*WORK INSTRUCTIONS*. Repeat verbatim only the lines from the one with "Output the component" through the one with "string; label: string;", both ends kept. Pictures stay out.

*DATA ENTRIES*.
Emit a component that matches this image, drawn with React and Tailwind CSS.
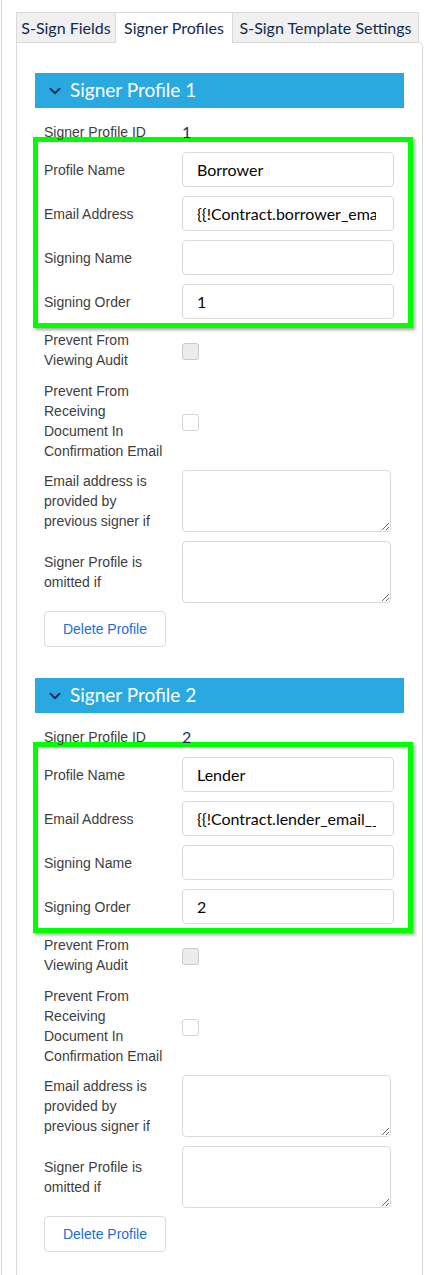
import { ChevronDown } from "lucide-react";

const profiles = [
  { id: 1, name: "Borrower", email: "{{!Contract.borrower_email__c}}", order: "1" },
  { id: 2, name: "Lender", email: "{{!Contract.lender_email__c}}", order: "2" },
];

const label =
  "w-[138px] shrink-0 text-[14px] leading-5 text-[#3e3e3c] font-[family-name:Liberation_Sans,Arial,sans-serif]";
const input =
  "h-[35px] w-[212px] rounded-[4px] border border-[#dddbda] bg-white pl-[14px] pr-[17px] text-[16px] text-[#080707] outline-none font-[family-name:Lato,sans-serif]";

function InputRow({ title, value }) {
  return (
    <div className="flex items-center">
      <div className={label}>{title}</div>
      <input type="text" defaultValue={value} className={input} />
    </div>
  );
}

function Profile({ profile }) {
  return (
    <section>
      {/* header bar */}
      <div className="flex h-[35px] items-center bg-[#2aa9e0] pl-[11px]">
        <ChevronDown className="h-[18px] w-[18px] text-[#16325c]" strokeWidth={2.8} />
        <h2 className="ml-[6px] text-[19px] text-white font-[family-name:Lato,sans-serif]">Signer Profile {profile.id}</h2>
      </div>

      <div className="pl-[9px]">
        <div className="mt-[14px] flex h-5 items-center">
          <div className={label}>Signer Profile ID</div>
          <div className="text-[16px] text-[#16325c] font-[family-name:Lato,sans-serif]">{profile.id}</div>
        </div>

        {/* highlighted fields */}
        <div className="-mt-[5px] -ml-[11px] w-[380px] border-[5px] border-[#00ff00] pb-[4px] pl-[6px] pt-[10px] shadow-[2px_2px_3px_rgba(0,0,0,0.35)]">
          <div className="flex flex-col gap-[9px]">
            <InputRow title="Profile Name" value={profile.name} />
            <InputRow title="Email Address" value={profile.email} />
            <InputRow title="Signing Name" value="" />
            <InputRow title="Signing Order" value={profile.order} />
          </div>
        </div>

        <div className="mt-[2px] flex items-center">
          <div className={label}>
            Prevent From
            <br />
            Viewing Audit
          </div>
          <span className="mt-[2px] h-[17px] w-[17px] rounded-[3px] border border-[#c9c9c9] bg-[#ececec]" />
        </div>

        <div className="mt-[11px] flex items-center">
          <div className={label}>
            Prevent From
            <br />
            Receiving
            <br />
            Document In
            <br />
            Confirmation Email
          </div>
          <span className="mt-[2px] h-[17px] w-[17px] rounded-[3px] border border-[#d4d4d4] bg-white" />
        </div>

        <div className="mt-[9px] flex items-center">
          <div className={label}>
            Email address is
            <br />
            provided by
            <br />
            previous signer if
          </div>
          <textarea className="h-[62px] w-[209px] rounded-[4px] border border-[#dddbda] bg-white outline-none" />
        </div>

        <div className="mt-[9px] flex items-center">
          <div className={label}>
            Signer Profile is
            <br />
            omitted if
          </div>
          <textarea className="h-[62px] w-[209px] rounded-[4px] border border-[#dddbda] bg-white outline-none" />
        </div>

        <button
          type="button"
          className="mt-[8px] h-[36px] w-[122px] rounded-[4px] border border-[#dddbda] bg-white text-[14px] text-[#1b6fd2] font-[family-name:Liberation_Sans,Arial,sans-serif]"
        >
          Delete Profile
        </button>
      </div>
    </section>
  );
}

export default function App() {
  return (
    <div className="ml-px min-h-[1275px] border-l border-[#dddbda] bg-white pl-[14px] pr-[3px] pt-[12px]">
      {/* tabs */}
      <div className="relative z-10 -mb-px flex text-[16px] text-[#112a4f] font-[family-name:Lato,sans-serif]">
        <div className="flex h-[31px] w-[100px] items-center justify-center border border-[#d8d8d8] bg-[#f0f0f0]">S-Sign Fields</div>
        <div className="flex h-[31px] w-[116px] items-center justify-center border-t border-[#d8d8d8] bg-white">Signer Profiles</div>
        <div className="flex h-[31px] w-[187px] items-center justify-center border border-[#d8d8d8] bg-[#f0f0f0]">S-Sign Template Settings</div>
      </div>

      {/* panel */}
      <div className="min-h-[1240px] rounded-tr-[5px] border border-b-0 border-[#dddbda] px-[18px] pt-[30px]">
        <div className="flex flex-col gap-[31px]">
          {profiles.map((p) => (
            <Profile key={p.id} profile={p} />
          ))}
        </div>
      </div>
    </div>
  );
}
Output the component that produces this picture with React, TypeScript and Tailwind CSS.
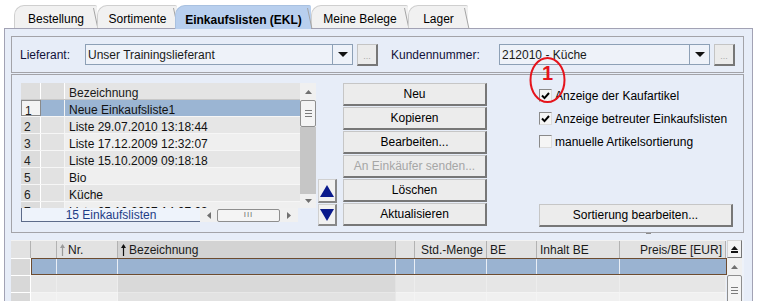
import React from "react";

type Tab = { label: string; cls: string; active?: boolean };

const tabs: Tab[] = [
  { label: "Bestellung", cls: "ml-[14px] w-[83px]" },
  { label: "Sortimente", cls: "w-[80px]" },
  { label: "Einkaufslisten (EKL)", cls: "-ml-[2px] w-[136px]", active: true },
  { label: "Meine Belege", cls: "w-[97px]" },
  { label: "Lager", cls: "w-[60px]" },
];

const lists = [
  "Neue Einkaufsliste1",
  "Liste 29.07.2010 13:18:44",
  "Liste 17.12.2009 12:32:07",
  "Liste 15.10.2009 09:18:18",
  "Bio",
  "Küche",
  "Liste 25.10.2007 14:07:03",
];

type Col = { w: string; label: string; arrow?: "gray" | "black"; sorted?: boolean; right?: boolean };

const cols: Col[] = [
  { w: "w-[20px]", label: "" },
  { w: "w-[26px]", label: "" },
  { w: "w-[61px]", label: "Nr.", arrow: "gray" },
  { w: "w-[278px]", label: "Bezeichnung", arrow: "black", sorted: true },
  { w: "w-[19px]", label: "" },
  { w: "w-[72px]", label: "Std.-Menge", right: true },
  { w: "w-[50px]", label: "BE" },
  { w: "w-[83px]", label: "Inhalt BE" },
  { w: "w-[106px]", label: "Preis/BE [EUR]", right: true },
];

const TriUp = ({ c = "#707070" }: { c?: string }) => (
  <svg width="7" height="4"><path d="M0 4h7L3.5 0z" fill={c} /></svg>
);
const TriDown = ({ c = "#707070" }: { c?: string }) => (
  <svg width="7" height="4"><path d="M0 0h7L3.5 4z" fill={c} /></svg>
);

function TabStrip() {
  return (
    <div className="flex h-[28px] items-end">
      {tabs.map((t) => (
        <div
          key={t.label}
          className={`${t.cls} relative flex items-center justify-center rounded-tl-[10px] rounded-tr-[2px] border-t border-l pt-[4px] ${
            t.active
              ? "z-10 -mb-[1px] h-[24px] border-[#a9c1e0] bg-[#b8cfee] font-bold"
              : "h-[23px] border-[#cfcfcf] bg-[#f1f1f1]"
          }`}
        >
          <span>{t.label}</span>
          <svg className="absolute right-[-2px] top-[2px]" width="6" height="21">
            <line x1="0.5" y1="0" x2="5" y2="21" stroke="#a4a4a4" />
          </svg>
        </div>
      ))}
    </div>
  );
}

function Combo({ value, w }: { value: string; w: string }) {
  return (
    <div className="flex items-center">
      <div className={`${w} flex h-[21px] items-center border border-[#8da0b6] bg-[#eef2f9] pl-[2px] text-[#1a1a1a]`}>
        {value}
      </div>
      <div className="flex h-[21px] w-[20px] items-center justify-center border border-l-0 border-[#8da0b6] bg-[#eef2f9]">
        <svg width="10" height="5"><path d="M0 0h10L5 5z" fill="#111" /></svg>
      </div>
      <div className="ml-[4px] flex h-[22px] w-[21px] items-end justify-center border border-[#c4c4c4] border-r-2 border-b-2 border-r-[#777] border-b-[#777] bg-[#ebebeb] pb-[3px] text-[9px] leading-none text-[#a8a8a8]">
        ...
      </div>
    </div>
  );
}

function Btn({ label, disabled }: { label: string; disabled?: boolean }) {
  return (
    <div
      className={`flex h-[23px] w-[144px] items-center justify-center border border-[#c6c6c6] border-r-2 border-b-2 border-r-[#777] border-b-[#777] bg-[#ececec] ${
        disabled ? "text-[#a6a6a6]" : "text-black"
      }`}
    >
      {label}
    </div>
  );
}

function Check({ checked, label }: { checked?: boolean; label: string }) {
  return (
    <div className="flex h-[13px] items-center gap-[3px]">
      <div className="flex h-[13px] w-[13px] items-center justify-center border border-[#8a8a8a] border-r-[#dcdcdc] border-b-[#dcdcdc] bg-[#f5f5f5]">
        {checked && (
          <svg width="9" height="8">
            <path d="M1 3.5l2.5 2.6L8 1" stroke="#000" strokeWidth="2" fill="none" />
          </svg>
        )}
      </div>
      <span className="text-black">{label}</span>
    </div>
  );
}

function ListTable() {
  return (
    <div className="flex w-[295px] flex-col">
      <div className="flex h-[125px]">
        <div className="flex w-[279px] flex-col">
          <div className="flex h-[17px] border-b border-[#c8c8c8]">
            <div className="w-[20px] border-r border-white bg-[#dedede]" />
            <div className="w-[24px] border-r border-white bg-[#dedede]" />
            <div className="flex flex-1 items-start bg-[#e4e4e4] pl-[4px] pt-[4px] text-[#1a1a1a]">Bezeichnung</div>
          </div>
          <div className="flex flex-1 flex-col overflow-hidden">
            {lists.map((l, i) => {
              const sel = i === 0;
              const bg = sel ? "bg-[#9bb5d3]" : i % 2 === 1 ? "bg-[#e6e6e6]" : "bg-[#efefef]";
              return (
                <div key={l} className="flex h-[17px] shrink-0 border-b border-[#f6f6f6]">
                  <div
                    className={`flex w-[20px] items-start pl-[3px] pt-[4px] text-[#222] ${
                      sel ? "border border-[#8a8a8a] bg-[#f3f3f3]" : "border-r border-white bg-[#dcdcdc]"
                    }`}
                  >
                    {i + 1}
                  </div>
                  <div className={`w-[24px] border-r border-[#f4f4f4] ${sel ? "bg-[#9bb5d3]" : "bg-[#e2e2e2]"}`} />
                  <div className={`flex flex-1 items-start pl-[4px] pt-[4px] text-[#111] ${bg}`}>{l}</div>
                </div>
              );
            })}
          </div>
        </div>
        <div className="flex w-[16px] flex-col bg-[#f0f0f0]">
          <div className="flex h-[17px] items-center justify-center">
            <TriUp />
          </div>
          <div className="flex h-[27px] flex-col items-center justify-center gap-[2px] rounded-[2px] border border-[#8e8e8e] bg-[#f4f4f4]">
            <div className="h-px w-[7px] bg-[#7a7a7a]" />
            <div className="h-px w-[7px] bg-[#7a7a7a]" />
            <div className="h-px w-[7px] bg-[#7a7a7a]" />
          </div>
          <div className="flex-1 bg-[#c6c6c6]" />
          <div className="flex h-[14px] items-center justify-center">
            <TriDown />
          </div>
        </div>
      </div>
      <div className="flex h-[14px]">
        <div className="flex w-[179px] items-center justify-center border-l border-b border-[#5d6b8a] bg-[#eef3fb] pt-[1px] text-[#1e3c86]">
          15 Einkaufslisten
        </div>
        <div className="flex w-[98px] items-center bg-[#f0f0f0]">
          <div className="flex w-[17px] items-center justify-center">
            <svg width="4" height="7"><path d="M4 0v7L0 3.5z" fill="#707070" /></svg>
          </div>
          <div className="flex h-[13px] w-[63px] items-center justify-center rounded-[2px] border border-[#8e8e8e] bg-[#f4f4f4] text-[8px] leading-none tracking-[1px] text-[#707070]">
            III
          </div>
          <div className="flex flex-1 items-center justify-center">
            <svg width="4" height="7"><path d="M0 0v7L4 3.5z" fill="#707070" /></svg>
          </div>
        </div>
      </div>
    </div>
  );
}

function ArrowBtn({ up, h }: { up?: boolean; h: string }) {
  return (
    <div className={`${h} flex w-[19px] items-center justify-center border border-[#d0d0d0] border-r-2 border-b-2 border-r-[#888] border-b-[#888] bg-[#f1f1f1]`}>
      <svg width="14" height="12">
        <path d={up ? "M0 12h14L7 0z" : "M0 0h14L7 12z"} fill="#0a1a8c" />
      </svg>
    </div>
  );
}

function ArrowIcon({ c }: { c: string }) {
  return (
    <svg width="5" height="12" className="mr-[3px]">
      <path d="M2.5 1v11" stroke={c} strokeWidth="1.2" />
      <path d="M0 4L2.5 0L5 4z" fill={c} />
    </svg>
  );
}

function BottomTable() {
  return (
    <div className="flex w-[733px]">
      <div className="flex flex-col">
        <div className="flex h-[18px] border-t border-[#f2f2f2]">
          {cols.map((c, i) => (
            <div
              key={i}
              className={`${c.w} flex items-center border-r border-[#b2b2b2] ${c.sorted ? "bg-[#d3d3d3]" : "bg-[#e2e2e2]"} ${
                c.right ? "justify-end pr-[3px]" : "pl-[3px]"
              } text-[#1a1a1a]`}
            >
              {c.arrow && <ArrowIcon c={c.arrow === "gray" ? "#9a9a9a" : "#111"} />}
              {c.label}
            </div>
          ))}
        </div>
        <div className="flex h-[17px]">
          <div className="w-[20px] border-r border-t border-white bg-[#d8d8d8]" />
          <div className="flex border border-[#6d4c30] bg-[#9ab3d1]">
            {cols.slice(1).map((c, i) => (
              <div key={i} className={`${i === 0 ? "w-[25px]" : c.w} border-r border-[#e9eef5] last:border-r-0`} />
            ))}
          </div>
        </div>
        {[0, 1].map((r) => (
          <div key={r} className="flex h-[17px]">
            {cols.map((c, i) => (
              <div
                key={i}
                className={`${c.w} border-r border-t ${
                  i === 0
                    ? "border-white bg-[#d8d8d8]"
                    : c.sorted
                    ? r === 0
                      ? "border-[#e2e2e2] bg-[#d9d9d9]"
                      : "border-[#e8e8e8] bg-[#e2e2e2]"
                    : r === 0
                    ? "border-[#ededed] bg-[#e6e6e6]"
                    : "border-[#f4f4f4] bg-[#f0f0f0]"
                }`}
              />
            ))}
          </div>
        ))}
      </div>
      <div className="flex w-[17px] flex-col bg-[#eef2f9]">
        <div className="flex h-[18px] w-[15px] flex-col items-center justify-center border border-[#d4d4d4] border-r-[#777] border-b-[#777] bg-[#f2f2f2]">
          <TriUp c="#111" />
          <div className="mt-[1px] h-[2px] w-[7px] bg-[#111]" />
        </div>
        <div className="flex w-[15px] flex-col bg-[#f0f0f0]">
          <div className="flex h-[17px] items-center justify-center">
            <TriUp />
          </div>
          <div className="flex h-[30px] flex-col items-center justify-center gap-[2px] rounded-[2px] border border-[#8e8e8e] bg-[#f4f4f4]">
            <div className="h-px w-[7px] bg-[#7a7a7a]" />
            <div className="h-px w-[7px] bg-[#7a7a7a]" />
            <div className="h-px w-[7px] bg-[#7a7a7a]" />
          </div>
        </div>
      </div>
    </div>
  );
}

export default function App() {
  return (
    <div className="relative h-[301px] w-[757px] overflow-hidden bg-white font-['Liberation_Sans',Arial,sans-serif] text-[12px] leading-none text-black">
      <TabStrip />
      <div className="ml-[4px] h-[280px] w-[749px] border border-[#a2a2b4] bg-[#e7edf8] pl-[6px] pt-[7px]">
        {/* Lieferant / Kundennummer */}
        <div className="flex h-[37px] w-[733px] items-center border border-[#a3a3a8] pl-[8px]">
          <span className="w-[65px] text-[#12123a]">Lieferant:</span>
          <Combo value="Unser Trainingslieferant" w="w-[248px]" />
          <span className="ml-[13px] w-[108px] text-[#12123a]">Kundennummer:</span>
          <Combo value="212010 - Küche" w="w-[191px]" />
        </div>

        {/* Einkaufslisten */}
        <div className="relative mt-[1px] flex h-[159px] w-[733px] border border-[#a3a3a8] pl-[9px] pt-[8px]">
          <ListTable />
          <div className="ml-[2px] flex flex-col">
            <div className="mt-[96px]">
              <ArrowBtn up h="h-[24px]" />
            </div>
            <div className="mt-[1px]">
              <ArrowBtn h="h-[22px]" />
            </div>
          </div>
          <div className="ml-[6px] flex flex-col gap-[1px]">
            <Btn label="Neu" />
            <Btn label="Kopieren" />
            <Btn label="Bearbeiten..." />
            <Btn label="An Einkäufer senden..." disabled />
            <Btn label="Löschen" />
            <Btn label="Aktualisieren" />
          </div>
          <div className="ml-[52px] flex h-[144px] w-[194px] flex-col pt-[6px]">
            <div className="flex flex-col gap-[10px]">
              <Check checked label="Anzeige der Kaufartikel" />
              <Check checked label="Anzeige betreuter Einkaufslisten" />
              <Check label="manuelle Artikelsortierung" />
            </div>
            <div className="mt-auto flex h-[23px] items-center justify-center border border-[#c6c6c6] border-r-2 border-b-2 border-r-[#777] border-b-[#777] bg-[#ececec]">
              Sortierung bearbeiten...
            </div>
          </div>
          <div className="absolute bottom-[-2px] left-[634px] h-px w-[5px] bg-[#8a8a8a]" />
        </div>

        <div className="mt-[7px]">
          <BottomTable />
        </div>
      </div>

      {/* annotation */}
      <svg className="absolute left-[528px] top-[56px]" width="40" height="50">
        <ellipse cx="19.5" cy="24" rx="17" ry="22" fill="none" stroke="#e5141c" strokeWidth="2" />
      </svg>
      <span className="absolute left-[542px] top-[63px] text-[20px] font-bold leading-none text-[#e5141c]">1</span>
    </div>
  );
}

*THE RESPONSE*.
Output the component that produces this picture with React, TypeScript and Tailwind CSS.
import React from "react";

type Tab = { label: string; cls: string; active?: boolean };

const tabs: Tab[] = [
  { label: "Bestellung", cls: "ml-[14px] w-[83px]" },
  { label: "Sortimente", cls: "w-[80px]" },
  { label: "Einkaufslisten (EKL)", cls: "-ml-[2px] w-[136px]", active: true },
  { label: "Meine Belege", cls: "w-[97px]" },
  { label: "Lager", cls: "w-[60px]" },
];

const lists = [
  "Neue Einkaufsliste1",
  "Liste 29.07.2010 13:18:44",
  "Liste 17.12.2009 12:32:07",
  "Liste 15.10.2009 09:18:18",
  "Bio",
  "Küche",
  "Liste 25.10.2007 14:07:03",
];

type Col = { w: string; label: string; arrow?: "gray" | "black"; sorted?: boolean; right?: boolean };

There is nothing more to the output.